„Ordnungspolitik“, „Für alle die gleichen Maßstäbe“, „Der Staat soll sich möglichst weit heraushalten“ – ein Bündel verlogener Floskeln.
Gestern berichteten die „Tagesthemen“ über den Tag der Deutschen Industrie und „Report München“ feierte zuvor den Bundeswirtschaftsminister zu Guttenberg als einen, der „konsequent für Gerechtigkeit“ eintrete. BDI-Präsident Keitel wandte sich gegen Rettungspakete für einzelne Firmen und Guido Westerwelle sah mit dem Rettungspaketen schon kommunistisches Gedankengut am Werk. In den beiden genannten Sendungen wurde diese gezielte Meinungsmache ohne jeden kritischen Unterton transportiert. Die beiden Sendungen verdienen den Preis der Manipulation der Monats. Albrecht Müller.
Dazu im einzelnen:
- In den Sendungen wurde kein einziges Wort auf die Milliarden verwendet, die der Staat, das sind wir Steuerzahler, den Banken (!) zur Verfügung stellen. Sind Banken keine einzelnen Firmen? Wieso gelten für sie die gleichen Maßstäbe nicht? Wenn über 100 Milliarden einer einzelnen Bank, der HRE in München, zur Verfügung gestellt werden, dann kann man doch darüber nicht zur Tagesordnung übergehen und so tun, als hätten wir eine unberührte Ordnungspolitik. Wo war denn der Ordnungspolitiker zu Guttenberg, als dieses entschieden wurde? Wo ist er denn mit seiner Forderung nach Fairness und gerechter Behandlung? Report München ist gerade das richtige Sendeformat, um über Gerechtigkeit zu schwadronieren. Siehe dazu ausführlich den Beitrag vom 10. Juni 2009.
- Weder beim BDI noch in den Sendungen wurden wir davon unterrichtet, dass einzelnen Industrien und Unternehmen sehr unterschiedliche Subventionen für Forschung und Entwicklung zur Verfügung gestellt werden. Jahrelang wurden besondere Wirtschaftszweige wie die Werften und die Filmindustrie durch besondere Abschreibungsmöglichkeiten gefördert. Für die Flugzeugindustrie gilt das immer noch. Der BDI sollte es unterlassen, einen falschen Eindruck zu erwecken.
- Wir wurden nicht davon unterrichtet, wie stark der Staat bei der Exportförderung engagiert ist.
- Auch die systematische Vernachlässigung der Binnennachfrage hat sich nicht als fair erwiesen.

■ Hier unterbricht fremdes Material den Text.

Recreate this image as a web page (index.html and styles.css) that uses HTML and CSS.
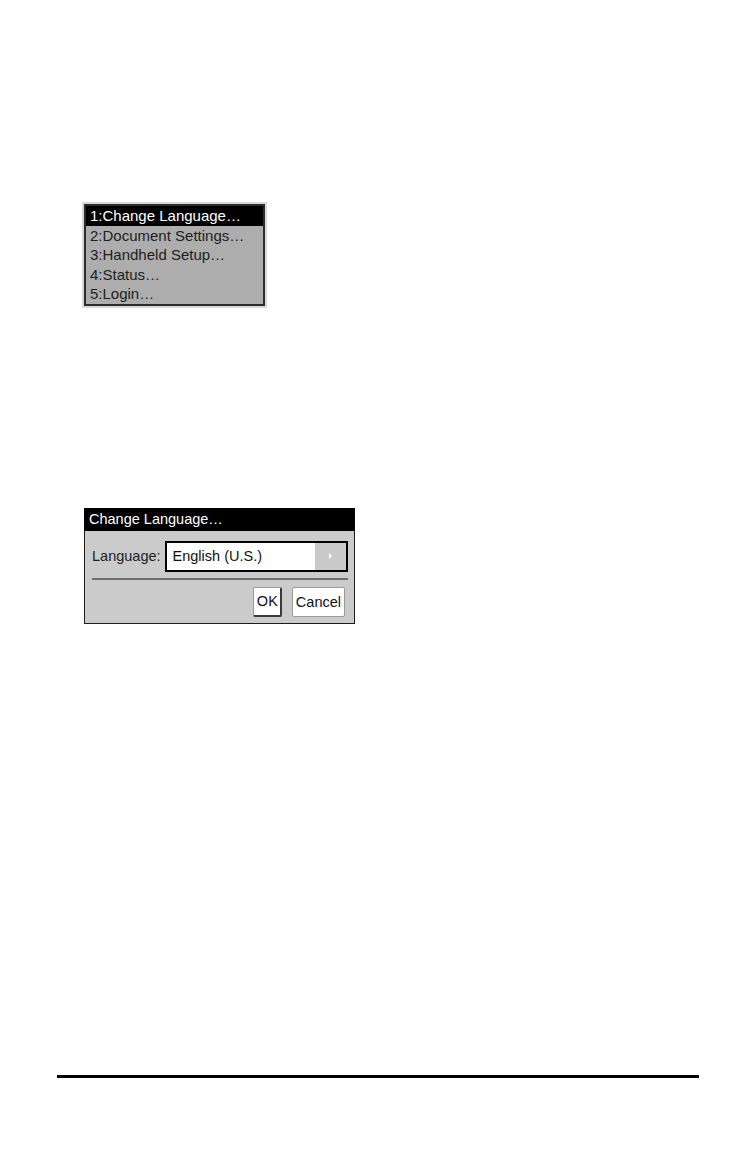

- Die Exportwirtschaft nimmt schweigend die Subventionen durch die Besonderheiten der Mehrwertsteuer hin. Die Mehrwertsteuer wird beim Export erstattet. Bei der letzten Mehrwertsteuererhöhung auf 19 % wurde die Exportwirtschaft wiederum tendenziell entlastet und die Binnenwirtschaft zusätzlich belastet, weil sie einen höheren Anteil der öffentlichen Lasten zu tragen hat, während die Exportwirtschaft fein raus ist. Von gerechter Behandlung und gleichen Maßstäben kann ganz und gar nicht die Rede sein.
- Staatliche Stellen, vor allem Kommunen, sind in der Ansiedlungspolitik engagiert und leisten sehr verschiedene Hilfen. Mit Recht finden sich manche existierenden Betriebe unfair behandelt, weil die Neuansiedler besser bedient werden.
So zu tun, als wäre der Staat nicht vielfältig im Spiel, zeugt von Unkenntnis oder vom Versuch der Manipulation.
Der Bundeswirtschaftsminister zu Guttenberg kommt übrigens auch mit seiner so „klaren Haltung“ zu den Insolvenzen viel zu gut weg. Auch übrigens bei Medien, die ich ansonsten schätze, beim Freitag und bei Strobl weissgarnix/FAZnet zum Beispiel. Da wird zu Guttenberg gelobt und so getan, als wäre Insolvenz eine faire und damit willkommene Lösung des Problems von Unternehmen, die in Schwierigkeiten geraten sind. Viele Insolvenzen sind überhaupt nicht fair gegenüber den Arbeitnehmern. Sind wir außerdem dessen sicher, dass die hochgelobte Einrichtung „Insolvenz“ nicht benutzt wird, um den forcierten Ausverkauf deutscher Unternehmen und ihre Zerschlagung zu erleichtern? Ich habe den Verdacht, dass das Instrument der Insolvenz benutzt wird, um den Akteuren auf den und am Rande der Kapitalmärkte neues Futter zu bieten: den Anwälten, den Insolvenzverwaltern, den Banken, Steuerberatern etc.